What I do is I just load all of this into a cache before the actual method call, and then send it into the method as a data source. The method will only use the cache and do all the calculations in-memory, and when it’s done the result would be in the cache as well. Then outside of the method I can just trigger a save or abandon it to persist the result. If I want to unit test it, I can easily just manually fill a cache with my data and use it as the data source (usually you’d have to mock custom response from the repository or something like that, inject an in-memory repository with the same data anyway or just resign to using an integrated test).
It’s like I’m “containerizing” the method in a way? It’s a pretty simple concept but I’m having trouble googling for it since I don’t know how to call it.
What language are you using? Is a good idea to limit db calls, but maybe we can help with specific techniques idiomatic to your language
Ah sorry, forgot to mention it here because I originally posted it on csharp and then crossposted. I’m specifically thinking about c#, EF and .net core for web dev.

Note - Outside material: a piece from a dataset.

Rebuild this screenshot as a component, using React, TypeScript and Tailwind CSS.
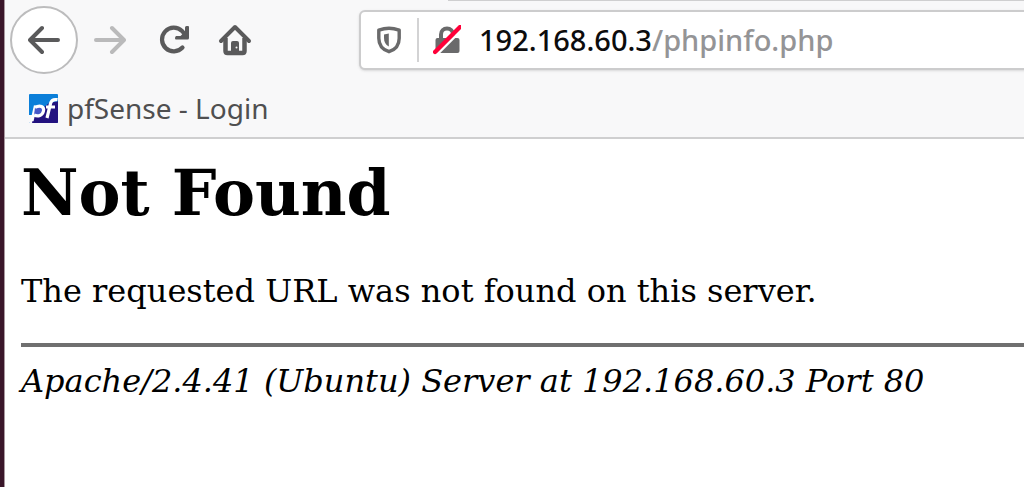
import { useState } from 'react'

function BackIcon() {
  return (
    <svg viewBox="0 0 32 32" className="size-8" fill="none" stroke="currentColor" strokeWidth="4" strokeLinecap="round" strokeLinejoin="round" aria-hidden="true">
      <path d="M30 16H3M14 4L2 16l12 12" />
    </svg>
  )
}

function ForwardIcon() {
  return (
    <svg viewBox="0 0 32 32" className="size-8" fill="none" stroke="currentColor" strokeWidth="4" strokeLinecap="round" strokeLinejoin="round" aria-hidden="true">
      <path d="M2 16h27M18 4l12 12-12 12" />
    </svg>
  )
}

function ReloadIcon() {
  return (
    <svg viewBox="0 0 32 32" className="size-8" aria-hidden="true">
      <path d="M24.500 23.500A11.800 11.800 0 1 1 24 7l3 3.500" fill="none" stroke="currentColor" strokeWidth="4.200" strokeLinecap="round" />
      <path d="M28.500 2H30q1 0 1 1v11q0 1.500-1.500 1.500H18q-1 0-1-1.200T18 12h4.500l4.500-4.500V3.500Q27 2 28.500 2z" fill="currentColor" />
    </svg>
  )
}

function HomeIcon() {
  return (
    <svg viewBox="0 0 34 34" className="size-[34px]" aria-hidden="true">
      <path d="M3 18L17 4l14 14" fill="none" stroke="currentColor" strokeWidth="4" strokeLinecap="round" strokeLinejoin="round" />
      <path d="M7.500 15v13q0 2 2 2h15q2 0 2-2V15" fill="none" stroke="currentColor" strokeWidth="4.500" />
      <path d="M13 30V20q0-2 2-2h4q2 0 2 2v10z" fill="currentColor" />
      <circle cx="18.500" cy="24.500" r="1" fill="#f9f9fa" />
    </svg>
  )
}

function ShieldIcon() {
  return (
    <svg viewBox="0 0 26 28" className="h-7 w-[26px]" aria-hidden="true">
      <path d="M13 2.200c3.500 0 7 .8 10.200 2v8c0 6.500-4 11.500-10.200 13.500C6.800 23.700 2.800 18.700 2.800 12.200v-8c3.200-1.200 6.700-2 10.200-2z" fill="none" stroke="currentColor" strokeWidth="3.400" strokeLinejoin="round" />
      <path d="M12.800 7.500v13C9.500 18.500 8 16 8 12V8.500z" fill="currentColor" />
    </svg>
  )
}

function InsecureIcon() {
  return (
    <svg viewBox="0 0 28 30" className="h-[30px] w-7" aria-hidden="true">
      <path d="M8 14V9.500a6 6 0 0 1 12 0V14" fill="none" stroke="currentColor" strokeWidth="4" />
      <rect x="2.500" y="13" width="24" height="15" rx="2" fill="currentColor" />
      <path d="M3 30.500L29 4.500" stroke="#fff" strokeWidth="2.500" />
      <path d="M2 27L27 2" stroke="#ff0039" strokeWidth="4.200" strokeLinecap="round" />
    </svg>
  )
}

function PfSenseIcon() {
  return (
    <svg viewBox="0 0 30 30" className="size-[30px]" aria-hidden="true">
      <defs>
        <clipPath id="pf-tile">
          <rect x="0" y="1" width="29" height="29" rx="1" />
        </clipPath>
      </defs>
      <g clipPath="url(#pf-tile)">
        <path d="M0 0h30v30H0z" fill="#0b7fd9" />
        <path d="M30 8L20 10 2 25v5h28z" fill="#23127f" />
        <path d="M0 22h5l-2 8H0z" fill="#f9f9fa" />
      </g>
      <g fill="none" stroke="#fff" strokeWidth="3.200">
        <path d="M6.500 12.500L3 28" />
        <path d="M6 14.500c5-3 9.500-1 8.500 3.500s-5.500 6-9.500 4" fill="#4858c8" />
        <path d="M18 25l3.500-14.500c.8-3.500 3-4.500 7-3.800M17 14h9" />
      </g>
    </svg>
  )
}

function AddressBar() {
  const [url, setUrl] = useState('192.168.60.3/phpinfo.php')
  const slash = url.indexOf('/')
  const host = slash < 0 ? url : url.slice(0, slash)
  const path = slash < 0 ? '' : url.slice(slash)

  return (
    <div className="-mr-2 flex h-[60px] min-w-0 flex-1 items-center rounded-md border-2 border-[#cccccd] bg-white pl-3 text-[#6a6a6b] shadow-sm">
      <button type="button" aria-label="Tracking protection" className="flex size-8 shrink-0 items-center justify-center">
        <ShieldIcon />
      </button>
      <span className="ml-3 h-11 w-[2px] shrink-0 bg-[#d3d3d4]" />
      <button type="button" aria-label="Connection is not secure" className="ml-3 flex size-8 shrink-0 items-center justify-center">
        <InsecureIcon />
      </button>
      {/* the input sits over a coloured copy, so the host stands out from the path */}
      <div className="relative ml-4 h-10 min-w-0 flex-1 text-[29px] font-medium leading-10">
        <div aria-hidden="true" className="overflow-hidden whitespace-pre text-[#949496]">
          <span className="text-[#0c0c0d]">{host}</span>{path}
        </div>
        <input
          type="text"
          aria-label="Address"
          spellCheck={false}
          value={url}
          onChange={(e) => setUrl(e.target.value)}
          className="absolute inset-0 w-full bg-transparent text-transparent caret-black outline-none"
        />
      </div>
    </div>
  )
}

export default function App() {
  return (
    <div className="min-h-screen border-l-4 border-[#3a162a] bg-white font-['Noto_Sans',sans-serif]">
      <div className="min-h-screen border-l border-[#a8989f]">
        <header className="border-b-2 border-[#cfcfd0] bg-[#f8f8f9]">
          <div className="flex justify-end">
            <div className="h-px w-[576px] bg-[#cfcfd0]" />
          </div>
          <nav aria-label="Browser" className="flex h-[78px] items-center pl-[5px] text-[#5a5a5b]">
            <button type="button" aria-label="Back" className="flex size-[68px] shrink-0 items-center justify-center rounded-full border-2 border-[#bcbcbd] bg-white">
              <BackIcon />
            </button>
            <button type="button" aria-label="Forward" disabled className="ml-4 shrink-0 text-[#bababb]">
              <ForwardIcon />
            </button>
            <button type="button" aria-label="Reload" className="ml-8 shrink-0">
              <ReloadIcon />
            </button>
            <button type="button" aria-label="Home" className="ml-7 mr-[107px] shrink-0">
              <HomeIcon />
            </button>
            <AddressBar />
          </nav>
          <div className="flex h-[58px] items-center pl-6">
            <a href="#login" className="flex items-center gap-2 text-[28px] leading-9 text-[#4f4f50]">
              <PfSenseIcon />
              pfSense - Login
            </a>
          </div>
        </header>

        <main className="pl-4 pt-4 font-['DejaVu_Serif',serif] text-black">
          <h1 className="text-[63px] font-bold leading-[76px]">Not Found</h1>
          <p className="mt-10 text-[32px] leading-10">The requested URL was not found on this server.</p>
          <hr className="mt-8 border-t-4 border-[#6f6f6f]" />
          <address className="mt-[14px] text-[32px] italic leading-10">Apache/2.4.41 (Ubuntu) Server at 192.168.60.3 Port 80</address>
        </main>
      </div>
    </div>
  )
}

I don’t know .net and sometimes quite some janky code, but I think in this case I would preload everything I definitely needed, locking the records I’m modifying. Then use ConcurrentDictionary.GetOrAdd(Tkey,Func<…>) to load values I might need only when they’re needed.
I work with a code base that is perhaps going through a similar transition. Performance hasn’t really been a consideration and so when new functionality is tacked on we’re frequently making a new API call even though we might already have the data somewhere else.
I don’t have a name for the pattern or anti-pattern, but people’s responses seem to indicate that it’s largely a good thing, the change that you’re making. I’m reminded of a Martin Fowler-esque or TDD idea that a function should either retrieve data or process it. However I wasn’t able to find a blog post about that with a quick search.
If you find or run into that article later please share it, I’d definitely like to read it!
Sounds like Command-Query Separation (CQS)
It states that every method should either be a command that performs an action, or a query that returns data to the caller, but not both.
Sounds like the command pattern to me.
Regardless of what pattern it is, you have a clear performance need and a testable implementation. That’s a win.
Beyond looking for a pattern, I’d look at what your doing to make sure you’re not loading a ton of extra dependencies of your know you won’t use them.
Also, you generally want a database transacting to be one logical unit of work, that all commits or all rolls back together, if you’re combining multiple transactions is likely what you want, but be aware that you might be holding locks for longer, so you might be introducing contention.
By the same token, make sure you’ve got records locked if you need them locked. If you had atomic updates before, or your first update locked the records you needed, you may need to lock records explicitly to keep your database consistent.